Alexander Mackenzie; among the Indians, 1789.

Touchwood is another name for punk wood. Here is another:

“This induced me to resolve not to travel more by land without my gun, powder and shot, steel, spunge   and flint, for striking a fire…”
Patrick Campbell, 1792.

Spunge is also punk wood, and this name gives you some indication of what this tinder feels like. With the knowledge of what this tinder looks like and feels like it enables you to search out other plant materials of similar look and feel, and experiment to see if it will catch a spark, or work as an extender. An extender is a plant material that will not necassarily catch and hold a spark like true tinder will, but it will take from a smouldering ember and can add to the heat when blown upon in the tinderbox.
Treating tinder with saltpetre/potasium nitrate is all very well, but it is not a lot of good for extended use in the woods. So whatever material you find, first see if it will catch and hold a spark as is, and if it does not work, then try charring it a little in the fire.

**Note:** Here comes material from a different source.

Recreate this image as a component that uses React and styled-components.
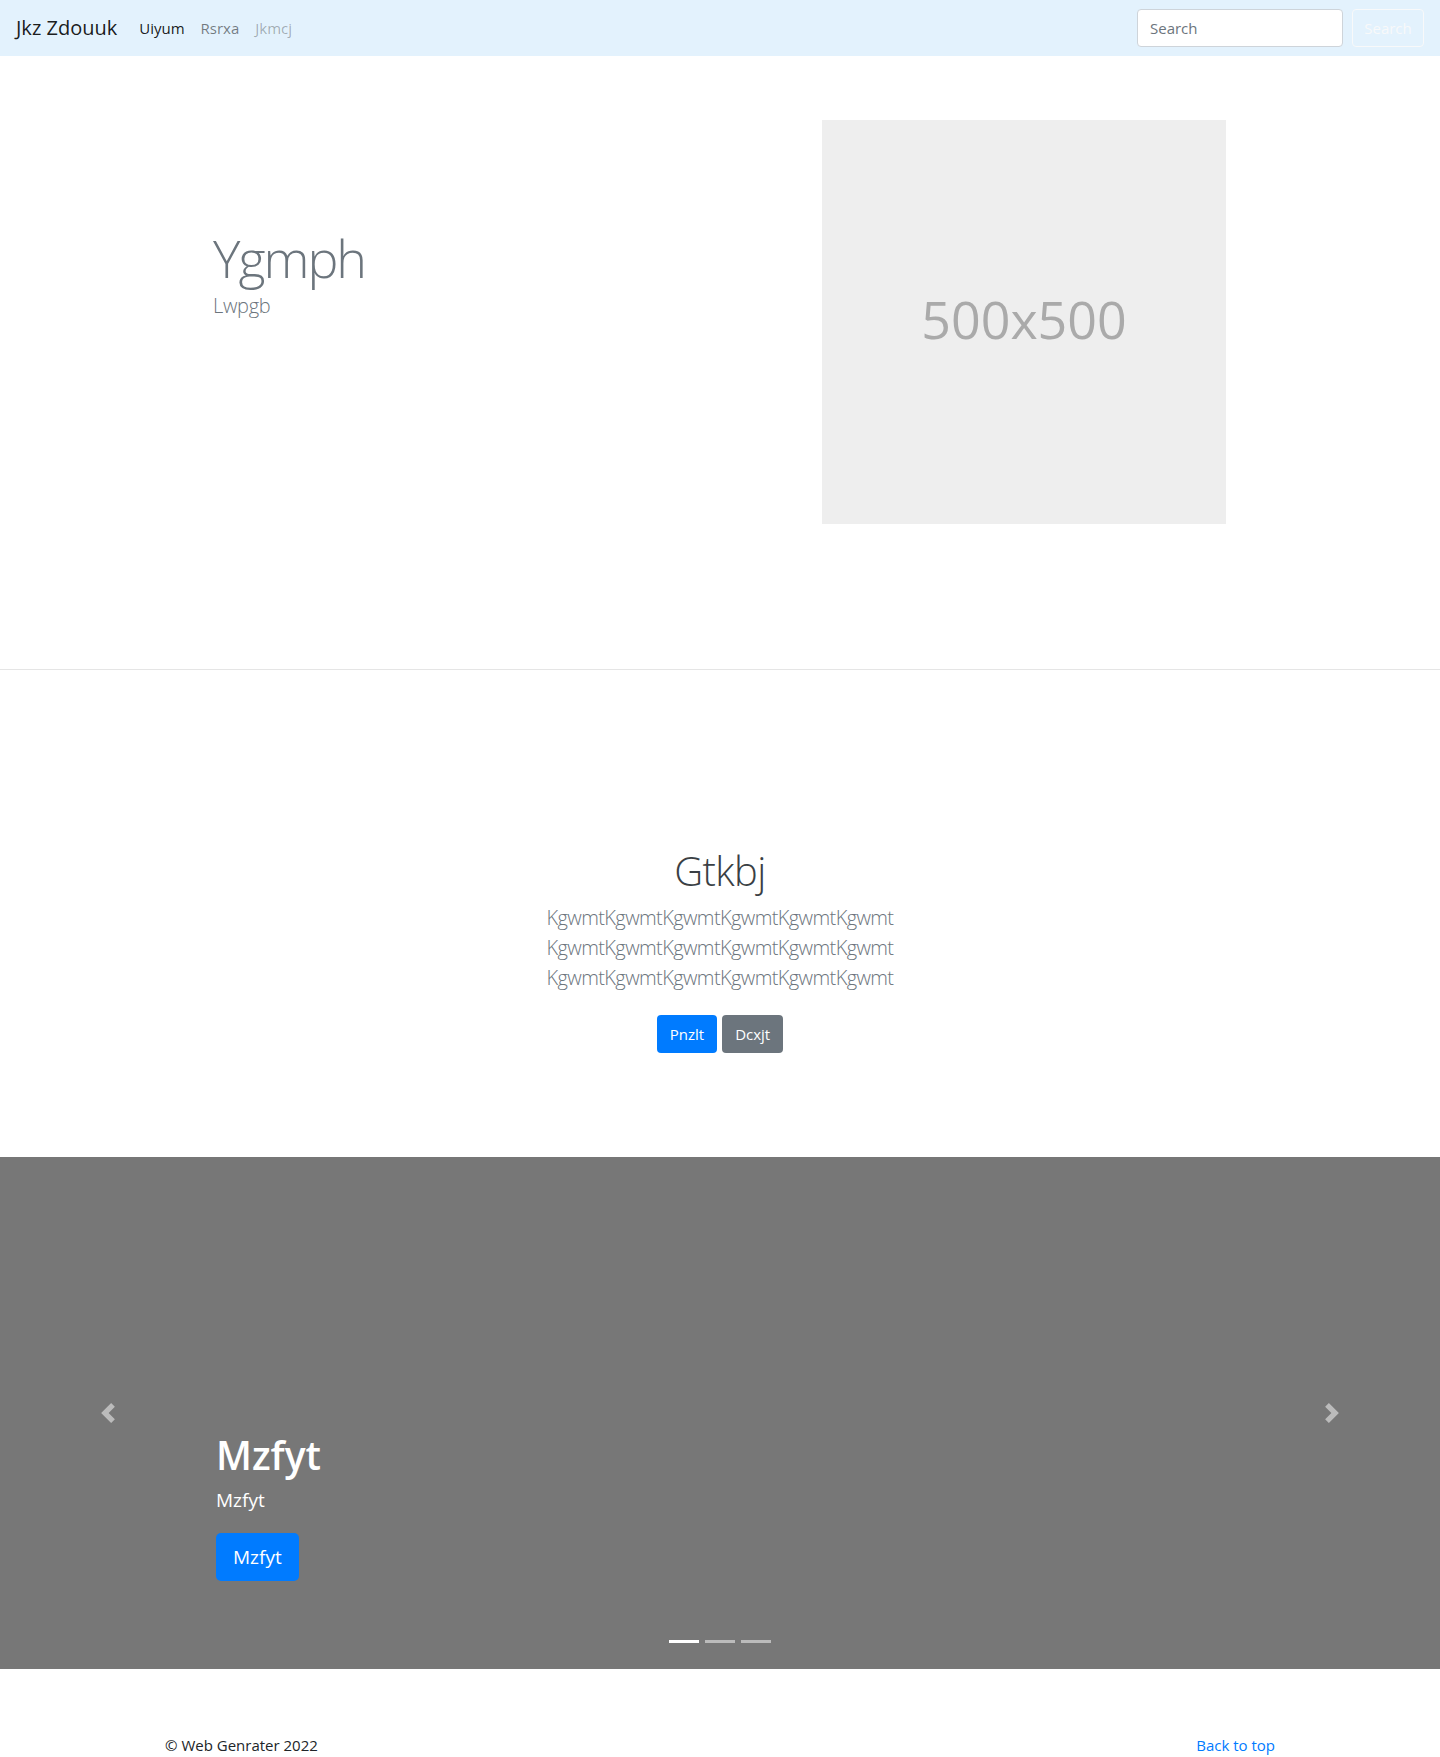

“Fire making is a simple process with the mountaineers. Their bullet pouches always contain a flint and steel, and sundry pieces of “punk”-a pithy substance found in dead pine trees-or tinder; and pulling a handful of dry grass, which they screw into a nest, they place the lighted punk in this, and closing the grass over it, wave it in the air, when it soon ignites, and readily kindles the dry sticks forming the foundation of a fire.”
Ruxton, 1848.



















The information in these posts is taken from the revised edition of Primitive Fire Lighting, Flint & Steel, which is now a part of "The New World Woodsman. His clothing, equipment & accoutrements. 1700-1760". By Keith H. Burgess. This new book is in its final stages of editing, and its publication date will be posted on this blog.




2 comments:

Buzzard said...

Very informative,thanks

Le Loup said...

You are welcome Buzzard, glad you found it of some use.
Keith.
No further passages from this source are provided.